* **Stored records**

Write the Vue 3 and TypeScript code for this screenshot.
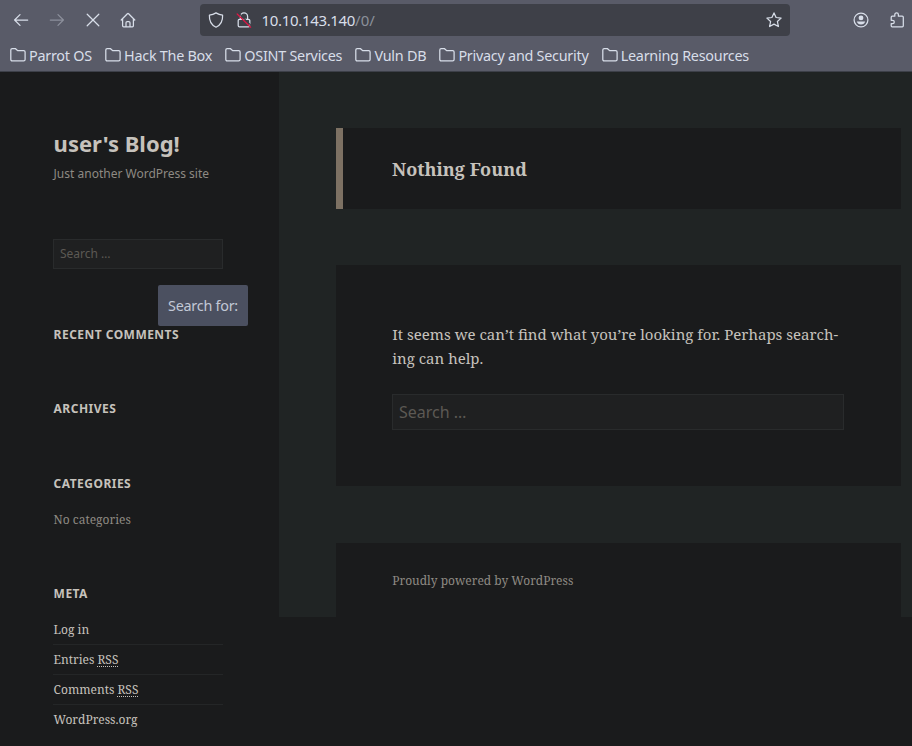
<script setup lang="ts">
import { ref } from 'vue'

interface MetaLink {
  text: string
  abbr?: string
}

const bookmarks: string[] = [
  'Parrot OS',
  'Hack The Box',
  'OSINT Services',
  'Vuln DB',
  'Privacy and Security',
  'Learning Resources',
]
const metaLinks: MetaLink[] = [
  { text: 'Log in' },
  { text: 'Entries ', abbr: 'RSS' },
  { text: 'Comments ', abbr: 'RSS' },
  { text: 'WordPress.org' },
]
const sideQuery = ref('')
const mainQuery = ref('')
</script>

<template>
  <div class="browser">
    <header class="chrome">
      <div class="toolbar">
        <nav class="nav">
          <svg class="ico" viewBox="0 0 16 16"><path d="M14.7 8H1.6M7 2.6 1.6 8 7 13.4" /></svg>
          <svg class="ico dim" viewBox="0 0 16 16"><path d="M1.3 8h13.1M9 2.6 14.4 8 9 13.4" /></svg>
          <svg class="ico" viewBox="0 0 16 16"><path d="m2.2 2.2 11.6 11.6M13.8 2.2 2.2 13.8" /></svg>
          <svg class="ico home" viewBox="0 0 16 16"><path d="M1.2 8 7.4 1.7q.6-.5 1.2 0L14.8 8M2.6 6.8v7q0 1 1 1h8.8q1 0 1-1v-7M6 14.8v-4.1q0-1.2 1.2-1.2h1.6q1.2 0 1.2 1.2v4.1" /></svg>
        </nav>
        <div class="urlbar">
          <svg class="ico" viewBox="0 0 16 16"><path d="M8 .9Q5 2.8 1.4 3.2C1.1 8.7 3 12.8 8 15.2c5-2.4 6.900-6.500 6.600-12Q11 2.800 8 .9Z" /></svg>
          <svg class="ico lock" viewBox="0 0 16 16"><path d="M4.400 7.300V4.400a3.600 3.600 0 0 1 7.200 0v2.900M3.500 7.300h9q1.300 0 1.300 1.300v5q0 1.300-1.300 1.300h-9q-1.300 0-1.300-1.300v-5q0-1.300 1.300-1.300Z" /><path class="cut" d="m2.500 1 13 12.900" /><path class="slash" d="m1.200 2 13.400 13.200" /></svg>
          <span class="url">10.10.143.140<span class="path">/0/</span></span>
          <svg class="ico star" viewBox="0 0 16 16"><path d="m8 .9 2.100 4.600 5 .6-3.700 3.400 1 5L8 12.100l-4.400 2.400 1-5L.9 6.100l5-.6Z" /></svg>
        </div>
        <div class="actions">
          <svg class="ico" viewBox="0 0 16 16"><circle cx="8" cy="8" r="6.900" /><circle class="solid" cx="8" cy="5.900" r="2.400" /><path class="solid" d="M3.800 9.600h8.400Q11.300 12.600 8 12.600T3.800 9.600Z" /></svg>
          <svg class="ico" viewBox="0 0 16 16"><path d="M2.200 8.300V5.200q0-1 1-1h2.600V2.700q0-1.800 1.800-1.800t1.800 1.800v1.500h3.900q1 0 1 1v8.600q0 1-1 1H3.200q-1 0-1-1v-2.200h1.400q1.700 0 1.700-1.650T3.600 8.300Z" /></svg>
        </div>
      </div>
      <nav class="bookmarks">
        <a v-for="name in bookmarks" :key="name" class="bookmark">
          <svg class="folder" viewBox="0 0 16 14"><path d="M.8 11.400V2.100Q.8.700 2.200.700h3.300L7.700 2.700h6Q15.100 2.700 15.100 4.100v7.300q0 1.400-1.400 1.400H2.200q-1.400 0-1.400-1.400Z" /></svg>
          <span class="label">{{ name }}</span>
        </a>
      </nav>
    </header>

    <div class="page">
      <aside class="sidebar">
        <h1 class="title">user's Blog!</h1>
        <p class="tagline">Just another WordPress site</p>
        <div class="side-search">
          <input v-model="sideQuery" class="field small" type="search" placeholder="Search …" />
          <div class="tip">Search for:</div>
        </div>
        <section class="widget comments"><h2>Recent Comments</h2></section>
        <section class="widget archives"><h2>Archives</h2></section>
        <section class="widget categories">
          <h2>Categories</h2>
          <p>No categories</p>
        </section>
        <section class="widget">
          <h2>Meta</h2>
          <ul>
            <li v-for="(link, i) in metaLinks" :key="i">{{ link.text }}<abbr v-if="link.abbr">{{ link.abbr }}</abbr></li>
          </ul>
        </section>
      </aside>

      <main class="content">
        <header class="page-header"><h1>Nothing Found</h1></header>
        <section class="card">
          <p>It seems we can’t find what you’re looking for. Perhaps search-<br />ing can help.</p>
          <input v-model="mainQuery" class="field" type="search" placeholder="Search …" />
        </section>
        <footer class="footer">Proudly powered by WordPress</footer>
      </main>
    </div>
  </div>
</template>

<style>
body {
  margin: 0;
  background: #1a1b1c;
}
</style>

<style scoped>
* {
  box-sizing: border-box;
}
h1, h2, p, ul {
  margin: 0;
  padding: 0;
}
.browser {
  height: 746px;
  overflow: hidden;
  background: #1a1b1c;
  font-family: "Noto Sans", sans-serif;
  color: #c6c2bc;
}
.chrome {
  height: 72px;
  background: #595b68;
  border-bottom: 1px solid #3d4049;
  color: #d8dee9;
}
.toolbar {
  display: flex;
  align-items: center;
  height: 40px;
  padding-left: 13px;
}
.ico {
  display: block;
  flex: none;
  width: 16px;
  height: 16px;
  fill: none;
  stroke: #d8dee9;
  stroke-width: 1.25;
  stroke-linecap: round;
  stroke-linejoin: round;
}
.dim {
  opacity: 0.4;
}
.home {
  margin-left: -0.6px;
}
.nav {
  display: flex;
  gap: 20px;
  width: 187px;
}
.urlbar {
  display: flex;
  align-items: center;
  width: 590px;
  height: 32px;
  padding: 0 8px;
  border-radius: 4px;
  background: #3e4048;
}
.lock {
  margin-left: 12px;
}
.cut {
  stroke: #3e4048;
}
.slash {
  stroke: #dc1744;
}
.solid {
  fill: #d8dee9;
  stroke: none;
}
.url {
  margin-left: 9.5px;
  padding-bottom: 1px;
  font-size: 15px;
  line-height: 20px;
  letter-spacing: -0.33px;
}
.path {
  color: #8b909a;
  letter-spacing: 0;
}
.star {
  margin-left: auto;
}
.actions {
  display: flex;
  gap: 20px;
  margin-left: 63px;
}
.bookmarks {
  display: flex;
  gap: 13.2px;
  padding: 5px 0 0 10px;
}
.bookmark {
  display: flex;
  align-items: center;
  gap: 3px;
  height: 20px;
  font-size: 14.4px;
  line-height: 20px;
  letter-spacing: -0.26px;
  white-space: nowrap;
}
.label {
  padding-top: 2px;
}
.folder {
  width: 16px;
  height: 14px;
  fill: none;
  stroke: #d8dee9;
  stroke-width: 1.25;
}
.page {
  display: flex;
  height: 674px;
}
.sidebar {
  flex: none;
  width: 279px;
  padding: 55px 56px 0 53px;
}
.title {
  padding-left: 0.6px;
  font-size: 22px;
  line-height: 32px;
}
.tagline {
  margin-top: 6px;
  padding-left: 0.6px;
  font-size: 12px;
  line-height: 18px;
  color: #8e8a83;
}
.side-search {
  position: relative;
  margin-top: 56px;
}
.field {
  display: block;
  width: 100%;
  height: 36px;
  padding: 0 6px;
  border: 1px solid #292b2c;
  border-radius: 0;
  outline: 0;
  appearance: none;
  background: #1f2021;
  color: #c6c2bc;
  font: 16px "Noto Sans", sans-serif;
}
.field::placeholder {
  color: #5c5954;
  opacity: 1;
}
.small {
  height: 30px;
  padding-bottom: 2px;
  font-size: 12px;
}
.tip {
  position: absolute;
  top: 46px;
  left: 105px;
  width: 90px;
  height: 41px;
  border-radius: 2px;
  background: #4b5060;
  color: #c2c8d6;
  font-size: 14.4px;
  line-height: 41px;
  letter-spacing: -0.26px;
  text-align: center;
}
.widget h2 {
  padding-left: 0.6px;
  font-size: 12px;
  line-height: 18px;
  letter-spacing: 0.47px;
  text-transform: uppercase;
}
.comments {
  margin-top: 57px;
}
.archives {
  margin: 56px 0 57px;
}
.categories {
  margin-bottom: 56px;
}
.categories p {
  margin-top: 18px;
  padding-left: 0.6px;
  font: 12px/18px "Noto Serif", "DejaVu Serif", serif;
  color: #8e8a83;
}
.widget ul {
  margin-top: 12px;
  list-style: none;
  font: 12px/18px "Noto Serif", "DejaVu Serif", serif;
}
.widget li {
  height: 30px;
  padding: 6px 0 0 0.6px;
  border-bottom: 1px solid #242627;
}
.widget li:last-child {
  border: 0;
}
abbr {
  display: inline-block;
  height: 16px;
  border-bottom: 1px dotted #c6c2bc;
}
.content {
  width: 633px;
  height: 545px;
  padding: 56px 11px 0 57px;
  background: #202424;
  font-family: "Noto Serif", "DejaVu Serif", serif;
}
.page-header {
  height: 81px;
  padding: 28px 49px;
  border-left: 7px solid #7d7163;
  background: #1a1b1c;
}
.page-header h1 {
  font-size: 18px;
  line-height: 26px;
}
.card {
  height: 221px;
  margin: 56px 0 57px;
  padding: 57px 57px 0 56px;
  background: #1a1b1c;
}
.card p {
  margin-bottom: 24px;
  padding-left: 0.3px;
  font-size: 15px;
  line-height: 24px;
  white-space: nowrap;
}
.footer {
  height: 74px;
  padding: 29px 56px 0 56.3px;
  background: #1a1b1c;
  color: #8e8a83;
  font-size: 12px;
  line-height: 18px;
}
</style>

* * *

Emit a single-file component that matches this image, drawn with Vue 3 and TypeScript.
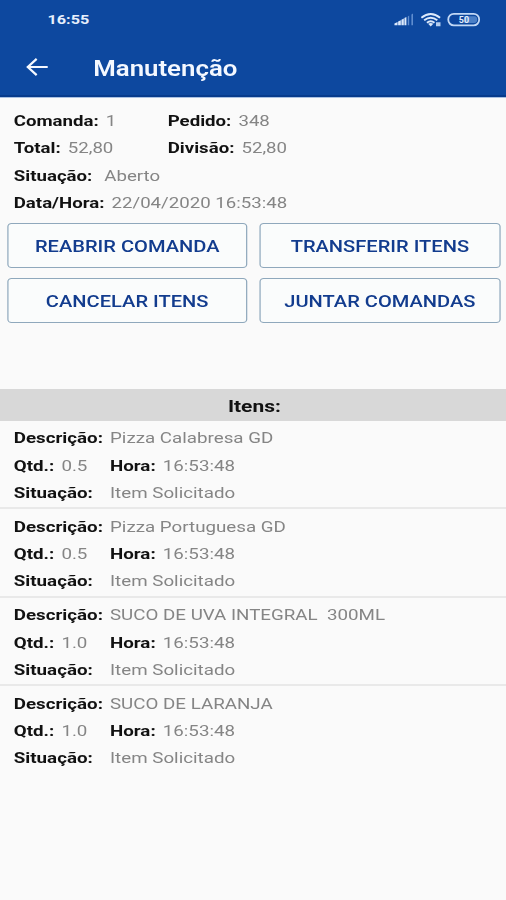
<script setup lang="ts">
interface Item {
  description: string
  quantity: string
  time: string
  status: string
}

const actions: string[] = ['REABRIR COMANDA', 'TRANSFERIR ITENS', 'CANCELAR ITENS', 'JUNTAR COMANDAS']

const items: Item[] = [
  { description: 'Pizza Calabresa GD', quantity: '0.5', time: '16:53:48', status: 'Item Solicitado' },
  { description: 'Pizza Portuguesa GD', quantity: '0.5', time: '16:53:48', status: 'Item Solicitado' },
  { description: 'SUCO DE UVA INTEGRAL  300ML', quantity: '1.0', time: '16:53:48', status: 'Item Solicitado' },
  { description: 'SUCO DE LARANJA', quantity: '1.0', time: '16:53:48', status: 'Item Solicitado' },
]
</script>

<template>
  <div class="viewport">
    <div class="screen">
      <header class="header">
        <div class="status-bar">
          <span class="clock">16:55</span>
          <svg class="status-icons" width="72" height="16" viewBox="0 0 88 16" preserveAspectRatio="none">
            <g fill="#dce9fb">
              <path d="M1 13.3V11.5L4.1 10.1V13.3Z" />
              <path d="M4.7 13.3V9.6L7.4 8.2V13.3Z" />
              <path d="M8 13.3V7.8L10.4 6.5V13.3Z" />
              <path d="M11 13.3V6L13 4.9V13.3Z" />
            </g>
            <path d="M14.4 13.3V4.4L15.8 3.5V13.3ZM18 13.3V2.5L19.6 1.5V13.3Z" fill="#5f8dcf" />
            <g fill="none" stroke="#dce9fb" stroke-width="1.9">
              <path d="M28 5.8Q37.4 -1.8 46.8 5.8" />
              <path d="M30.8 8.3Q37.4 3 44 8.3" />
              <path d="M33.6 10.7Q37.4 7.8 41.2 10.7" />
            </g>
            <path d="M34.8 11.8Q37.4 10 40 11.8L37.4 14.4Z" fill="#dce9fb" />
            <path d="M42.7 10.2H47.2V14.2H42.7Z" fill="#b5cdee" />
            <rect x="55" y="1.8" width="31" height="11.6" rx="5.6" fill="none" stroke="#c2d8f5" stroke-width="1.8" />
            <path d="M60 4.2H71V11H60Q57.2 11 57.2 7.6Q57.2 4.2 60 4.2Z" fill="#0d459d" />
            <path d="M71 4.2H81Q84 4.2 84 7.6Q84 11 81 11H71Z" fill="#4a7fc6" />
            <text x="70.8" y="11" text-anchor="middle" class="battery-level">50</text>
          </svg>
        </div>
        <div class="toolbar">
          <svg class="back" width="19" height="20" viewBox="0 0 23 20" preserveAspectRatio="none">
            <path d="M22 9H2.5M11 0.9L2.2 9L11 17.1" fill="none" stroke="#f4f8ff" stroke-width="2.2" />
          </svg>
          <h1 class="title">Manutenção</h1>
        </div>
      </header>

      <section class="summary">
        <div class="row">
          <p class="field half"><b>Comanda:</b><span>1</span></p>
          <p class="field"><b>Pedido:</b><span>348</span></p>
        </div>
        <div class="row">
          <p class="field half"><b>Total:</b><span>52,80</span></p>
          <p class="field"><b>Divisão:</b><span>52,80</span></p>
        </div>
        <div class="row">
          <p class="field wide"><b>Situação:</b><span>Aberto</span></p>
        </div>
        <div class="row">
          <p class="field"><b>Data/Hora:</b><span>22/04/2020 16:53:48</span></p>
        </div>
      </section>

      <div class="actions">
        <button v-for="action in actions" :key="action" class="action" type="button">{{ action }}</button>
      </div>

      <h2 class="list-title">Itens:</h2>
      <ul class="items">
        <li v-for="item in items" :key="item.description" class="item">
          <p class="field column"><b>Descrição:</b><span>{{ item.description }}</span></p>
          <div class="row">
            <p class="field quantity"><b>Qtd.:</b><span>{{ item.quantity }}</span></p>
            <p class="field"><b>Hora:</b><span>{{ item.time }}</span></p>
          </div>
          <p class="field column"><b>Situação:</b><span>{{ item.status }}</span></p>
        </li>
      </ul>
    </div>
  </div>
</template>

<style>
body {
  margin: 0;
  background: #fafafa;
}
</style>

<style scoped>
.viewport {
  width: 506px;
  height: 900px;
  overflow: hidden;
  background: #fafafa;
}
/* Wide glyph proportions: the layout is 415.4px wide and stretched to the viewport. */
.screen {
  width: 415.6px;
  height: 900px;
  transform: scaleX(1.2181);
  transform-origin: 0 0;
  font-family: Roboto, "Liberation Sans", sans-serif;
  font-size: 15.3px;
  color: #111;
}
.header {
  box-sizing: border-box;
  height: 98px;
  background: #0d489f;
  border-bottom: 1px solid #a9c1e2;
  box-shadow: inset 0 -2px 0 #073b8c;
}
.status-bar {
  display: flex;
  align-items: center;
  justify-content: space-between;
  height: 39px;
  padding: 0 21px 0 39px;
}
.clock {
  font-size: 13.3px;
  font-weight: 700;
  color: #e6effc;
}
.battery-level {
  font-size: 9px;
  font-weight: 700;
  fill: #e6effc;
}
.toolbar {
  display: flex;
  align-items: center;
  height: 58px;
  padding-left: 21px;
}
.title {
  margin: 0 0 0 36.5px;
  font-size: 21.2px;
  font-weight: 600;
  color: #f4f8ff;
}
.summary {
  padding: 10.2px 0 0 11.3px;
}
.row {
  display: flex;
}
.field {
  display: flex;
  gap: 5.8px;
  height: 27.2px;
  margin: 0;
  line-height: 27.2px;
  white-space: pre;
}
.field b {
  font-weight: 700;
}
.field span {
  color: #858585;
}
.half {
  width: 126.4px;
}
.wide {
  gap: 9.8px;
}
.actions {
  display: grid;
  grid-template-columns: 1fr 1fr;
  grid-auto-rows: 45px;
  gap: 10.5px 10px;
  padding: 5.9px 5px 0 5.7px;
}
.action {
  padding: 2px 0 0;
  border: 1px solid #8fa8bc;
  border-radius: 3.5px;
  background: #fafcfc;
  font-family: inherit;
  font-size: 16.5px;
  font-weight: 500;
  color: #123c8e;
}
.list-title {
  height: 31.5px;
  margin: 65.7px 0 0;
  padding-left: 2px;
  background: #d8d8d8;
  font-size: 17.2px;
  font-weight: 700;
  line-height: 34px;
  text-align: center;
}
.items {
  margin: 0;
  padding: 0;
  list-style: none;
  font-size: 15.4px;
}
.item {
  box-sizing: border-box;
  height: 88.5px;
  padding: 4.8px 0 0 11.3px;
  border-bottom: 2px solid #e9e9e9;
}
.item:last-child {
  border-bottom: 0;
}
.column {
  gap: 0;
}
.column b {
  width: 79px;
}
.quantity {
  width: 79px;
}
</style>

* **Given instruction**
Take out nothing but the lines from the one containing "Emit a single-file" to the one containing "const actions: string[]", inclusive, retyped exactly. Drop the pictures.

* **Output for this task**
Emit a single-file component that matches this image, drawn with Vue 3 and TypeScript.
<script setup lang="ts">
interface Item {
  description: string
  quantity: string
  time: string
  status: string
}

const actions: string[] = ['REABRIR COMANDA', 'TRANSFERIR ITENS', 'CANCELAR ITENS', 'JUNTAR COMANDAS']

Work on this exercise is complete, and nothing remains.